The style of the book is VH-1’s , “I love the 80’s” meets Jehovah’s Witnesses. What I mean is that it is filled with pop-culture references with a JW twist. For instance, Smurf’s are talked along with associated JW urban legends that circulated in the 1980’s about fireproof Smurfs coming alive, chucking Bibles, and cursing in Kingdom Halls. So while the humor might not be lost on someone with a non-JW background, for someone who was raised in the Organization it is particularly funny.

As we are roughly the same age and both raised in the Watchtower Organization, my life had many points of intersection with Kyria’s. For instance I can relate to the pride of giving a first Bible talk at age eight, being looked at sideways as a teenager for listening to “alternative” music, and marrying young. I can also appreciate the struggle of being inclined toward the arts and finding few outlets for expression within the Organization and having to look elsewhere. As it was growing up, if you were gifted athletically there was plenty of opportunities for congregation hockey, baseball, basketball and soccer however there was no similar avenues for those who enjoyed painting, playing music, or writing poetry.

If this were a fiction book it might be easier to write about, but since the book is about a real person it becomes more delicate. Kyria touches on some pretty heavy issues in the book such as abuse, repressed memories, OCD, cutting, and alcoholism. Her approach to writing about these things is in the same flippant, light-hearted tone as describing giving her first talk or reminiscing on the evils of Michael Jackson’s “Thriller”. I understand and appreciate that is important to have a sense of humor when looking at our life but on the other hand these things are serious matters that affect people greatly, even after leaving the religion. The same is true with the portrayal of the Organization, which seems to be shown as being quirky but mostly harmless. Anyone who has been through a disfellowshipping, being cut off from friends and family, can speak of the agony and hurt that comes along with it. This memoir takes it all in stride and does little to go into the deep emotional pain that comes with a Jehovah’s Witness upbringing.

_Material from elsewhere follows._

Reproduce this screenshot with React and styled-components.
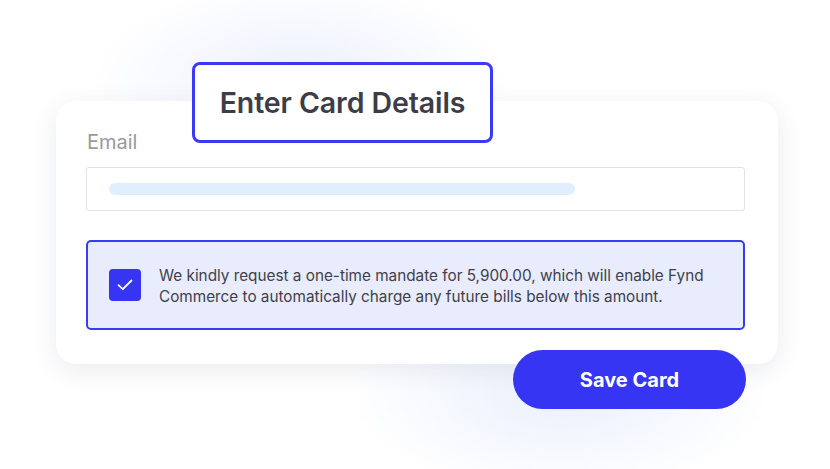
import React from "react";
import styled, { createGlobalStyle } from "styled-components";

const Global = createGlobalStyle`
  html, body { margin: 0; padding: 0; }
  body {
    width: 830px;
    height: 469px;
    overflow: hidden;
    font-family: Inter, "Noto Sans", sans-serif;
    background:
      radial-gradient(ellipse 210px 100px at 300px 80px, rgba(222, 230, 250, 0.6), rgba(222, 230, 250, 0) 100%),
      radial-gradient(ellipse 210px 100px at 560px 395px, rgba(222, 232, 250, 0.65), rgba(222, 232, 250, 0) 100%),
      #ffffff;
  }
`;

const Scene = styled.div`
  position: relative;
  width: 830px;
  height: 469px;
  padding: 101px 52px 0 56px;
  box-sizing: border-box;
`;

const Card = styled.div`
  width: 722px;
  height: 263px;
  box-sizing: border-box;
  background: #ffffff;
  border-radius: 20px;
  box-shadow: 0 6px 26px rgba(60, 70, 110, 0.11);
  padding: 29px 33px 34px 30px;
  display: flex;
  flex-direction: column;
`;

const Label = styled.div`
  font-size: 20px;
  line-height: 24px;
  color: #9a9a9a;
  padding-left: 1px;
`;

const Input = styled.div`
  margin-top: 13px;
  height: 44px;
  box-sizing: border-box;
  border: 1.5px solid #e3e3e3;
  border-radius: 3px;
  display: flex;
  align-items: center;
  padding-left: 22px;
`;

const Placeholder = styled.div`
  width: 466px;
  height: 12px;
  border-radius: 6px;
  background: #e0efff;
`;

const Consent = styled.div`
  margin-top: 29px;
  height: 90px;
  box-sizing: border-box;
  border: 2.5px solid #3a3af2;
  border-radius: 5px;
  background: #e8ecfd;
  display: flex;
  align-items: center;
  gap: 18px;
  padding-left: 21px;
`;

const Check = styled.div`
  flex: 0 0 32px;
  width: 32px;
  height: 32px;
  border-radius: 4px;
  background: #3535f3;
  display: flex;
  align-items: center;
  justify-content: center;
`;

const ConsentText = styled.p`
  margin: 0;
  font-size: 15.3px;
  line-height: 21px;
  color: #3f3f4a;
  position: relative;
  top: 1px;
`;

const TitleBox = styled.div`
  position: absolute;
  left: 192px;
  top: 62px;
  width: 301px;
  height: 81px;
  box-sizing: border-box;
  border: 3px solid #3a3af5;
  border-radius: 8px;
  background: #ffffff;
  display: flex;
  align-items: center;
  justify-content: center;
`;

const Title = styled.h1`
  margin: 0;
  font-size: 28.5px;
  font-weight: 600;
  color: #3d3d47;
  letter-spacing: -0.1px;
`;

const SaveButton = styled.button`
  position: absolute;
  left: 513px;
  top: 350px;
  width: 233px;
  height: 59px;
  border: none;
  border-radius: 30px;
  background: #3535f3;
  color: #ffffff;
  font-family: Inter, "Noto Sans", sans-serif;
  font-size: 20px;
  font-weight: 700;
  cursor: pointer;
`;

export default function App() {
  return (
    <>
      <Global />
      <Scene>
        <Card>
          <Label>Email</Label>
          <Input>
            <Placeholder />
          </Input>
          <Consent>
            <Check>
              <svg width="16" height="12" viewBox="0 0 16 12" fill="none">
                <path d="M1.5 6.2 L5.8 10.2 L14.5 1.5" stroke="#fff" strokeWidth="1.8" strokeLinecap="round" strokeLinejoin="round" />
              </svg>
            </Check>
            <ConsentText>
              We kindly request a one-time mandate for 5,900.00, which will enable Fynd
              <br />
              Commerce to automatically charge any future bills below this amount.
            </ConsentText>
          </Consent>
        </Card>
        <TitleBox>
          <Title>Enter Card Details</Title>
        </TitleBox>
        <SaveButton>Save Card</SaveButton>
      </Scene>
    </>
  );
}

As the book ends it comes to a conclusion but not necessarily a satisfactory one. While she may have at one time in her life saw herself as being “perfect” and others as “doomed”, at the end you get the feeling she just sees people as people, good and bad, inside and out. As said Kyria touches on some of heavy emotional issues and there doesn’t seem to be a real resolution to any of this. While the book was extremely enjoyable to read the ending left me a bit depressed. I found Kyria to be likeable and it is sad to contemplate that she is still dealing with some of this baggage. Though we have a common religious background our lives take us to different places. I can only speak for what I know is to be true. That said, I honestly believe that Jesus is the solution and healing that is needed in such trouble areas.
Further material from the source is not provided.